_Input rows_
※
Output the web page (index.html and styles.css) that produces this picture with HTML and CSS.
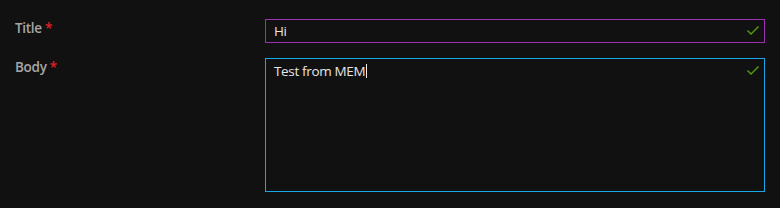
FILE: index.html
```html
<!DOCTYPE html>
<html>
<head>
<meta charset="utf-8">
<link rel="stylesheet" href="styles.css">
</head>
<body>
<div class="form">
  <div class="row">
    <div class="label">Title <span class="req">*</span></div>
    <div class="field single">
      <span class="value">Hi</span>
      <svg class="check" width="14" height="10" viewBox="0 0 14 10"><path d="M1.5 4.5 L5 8 L12.5 0.5" fill="none" stroke="#5a9e0f" stroke-width="1.4"/></svg>
    </div>
  </div>
  <div class="row">
    <div class="label">Body <span class="req">*</span></div>
    <div class="field multi">
      <span class="value">Test from MEM<span class="caret"></span></span>
      <svg class="check" width="14" height="10" viewBox="0 0 14 10"><path d="M1.5 4.5 L5 8 L12.5 0.5" fill="none" stroke="#5a9e0f" stroke-width="1.4"/></svg>
    </div>
  </div>
</div>
</body>
</html>
```

FILE: styles.css
```css
html, body {
  margin: 0;
  padding: 0;
  background: #111111;
  width: 780px;
  height: 208px;
  overflow: hidden;
}
.form {
  display: flex;
  flex-direction: column;
  gap: 15px;
  padding: 19px 0 0 15px;
  font-family: "Open Sans", "Liberation Sans", sans-serif;
}
.row {
  display: grid;
  grid-template-columns: 250px 500px;
  align-items: start;
}
.label {
  color: #a6a6a6;
  font-size: 13.5px;
  font-weight: 600;
  line-height: 20px;
  letter-spacing: -0.3px;
  margin-top: -1px;
}
.req {
  color: #e0202c;
}
.field {
  box-sizing: border-box;
  display: flex;
  justify-content: space-between;
  color: #e6e6e6;
  font-size: 13.5px;
  letter-spacing: -0.35px;
  line-height: 22px;
  padding: 0 4px 0 8px;
}
.single {
  height: 24px;
  border: 1px solid #9b30b1;
  align-items: center;
}
.multi {
  height: 134px;
  border: 1px solid #1aa7e8;
  align-items: flex-start;
  padding-top: 1px;
}
.multi .check {
  margin-top: 6px;
}
.value {
  display: inline-flex;
  align-items: center;
}
.caret {
  display: inline-block;
  width: 1px;
  height: 14px;
  background: #f0f0f0;
  margin-left: 1px;
}
```
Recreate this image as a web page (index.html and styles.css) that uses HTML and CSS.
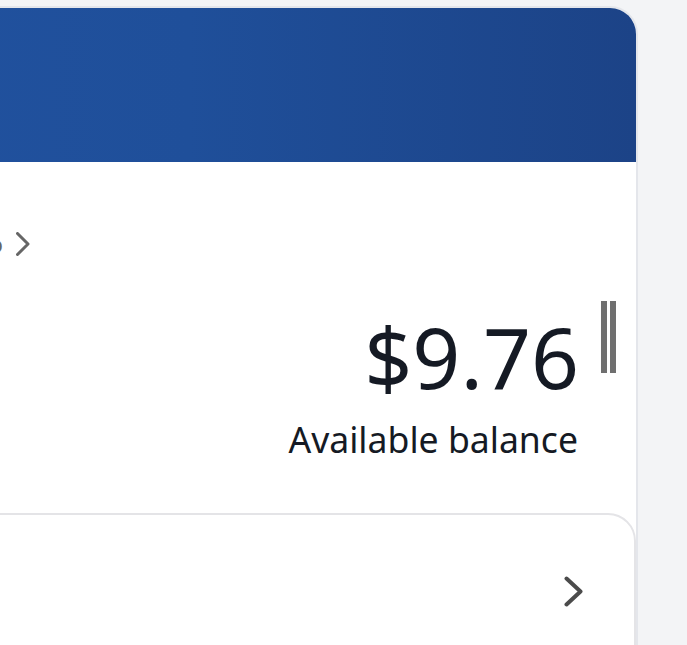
※
_To be done_
Leave every image out, and retype the material exactly.

_Worked solution_
Output the web page (index.html and styles.css) that produces this picture with HTML and CSS.
FILE: index.html
```html
<!DOCTYPE html>
<html>
<head>
<meta charset="utf-8">
<link rel="stylesheet" href="styles.css">
</head>
<body>
<div class="form">
  <div class="row">
    <div class="label">Title <span class="req">*</span></div>
    <div class="field single">
      <span class="value">Hi</span>
      <svg class="check" width="14" height="10" viewBox="0 0 14 10"><path d="M1.5 4.5 L5 8 L12.5 0.5" fill="none" stroke="#5a9e0f" stroke-width="1.4"/></svg>
    </div>
  </div>
  <div class="row">
    <div class="label">Body <span class="req">*</span></div>
    <div class="field multi">
      <span class="value">Test from MEM<span class="caret"></span></span>
      <svg class="check" width="14" height="10" viewBox="0 0 14 10"><path d="M1.5 4.5 L5 8 L12.5 0.5" fill="none" stroke="#5a9e0f" stroke-width="1.4"/></svg>
    </div>
  </div>
</div>
</body>
</html>
```

FILE: styles.css
```css
html, body {
  margin: 0;
  padding: 0;
  background: #111111;
  width: 780px;
  height: 208px;
  overflow: hidden;
}
.form {
  display: flex;
  flex-direction: column;
  gap: 15px;
  padding: 19px 0 0 15px;
  font-family: "Open Sans", "Liberation Sans", sans-serif;
}
.row {
  display: grid;
  grid-template-columns: 250px 500px;
  align-items: start;
}
.label {
  color: #a6a6a6;
  font-size: 13.5px;
  font-weight: 600;
  line-height: 20px;
  letter-spacing: -0.3px;
  margin-top: -1px;
}
.req {
  color: #e0202c;
}
.field {
  box-sizing: border-box;
  display: flex;
  justify-content: space-between;
  color: #e6e6e6;
  font-size: 13.5px;
  letter-spacing: -0.35px;
  line-height: 22px;
  padding: 0 4px 0 8px;
}
.single {
  height: 24px;
  border: 1px solid #9b30b1;
  align-items: center;
}
.multi {
  height: 134px;
  border: 1px solid #1aa7e8;
  align-items: flex-start;
  padding-top: 1px;
}
.multi .check {
  margin-top: 6px;
}
.value {
  display: inline-flex;
  align-items: center;
}
.caret {
  display: inline-block;
  width: 1px;
  height: 14px;
  background: #f0f0f0;
  margin-left: 1px;
}
```
Recreate this image as a web page (index.html and styles.css) that uses HTML and CSS.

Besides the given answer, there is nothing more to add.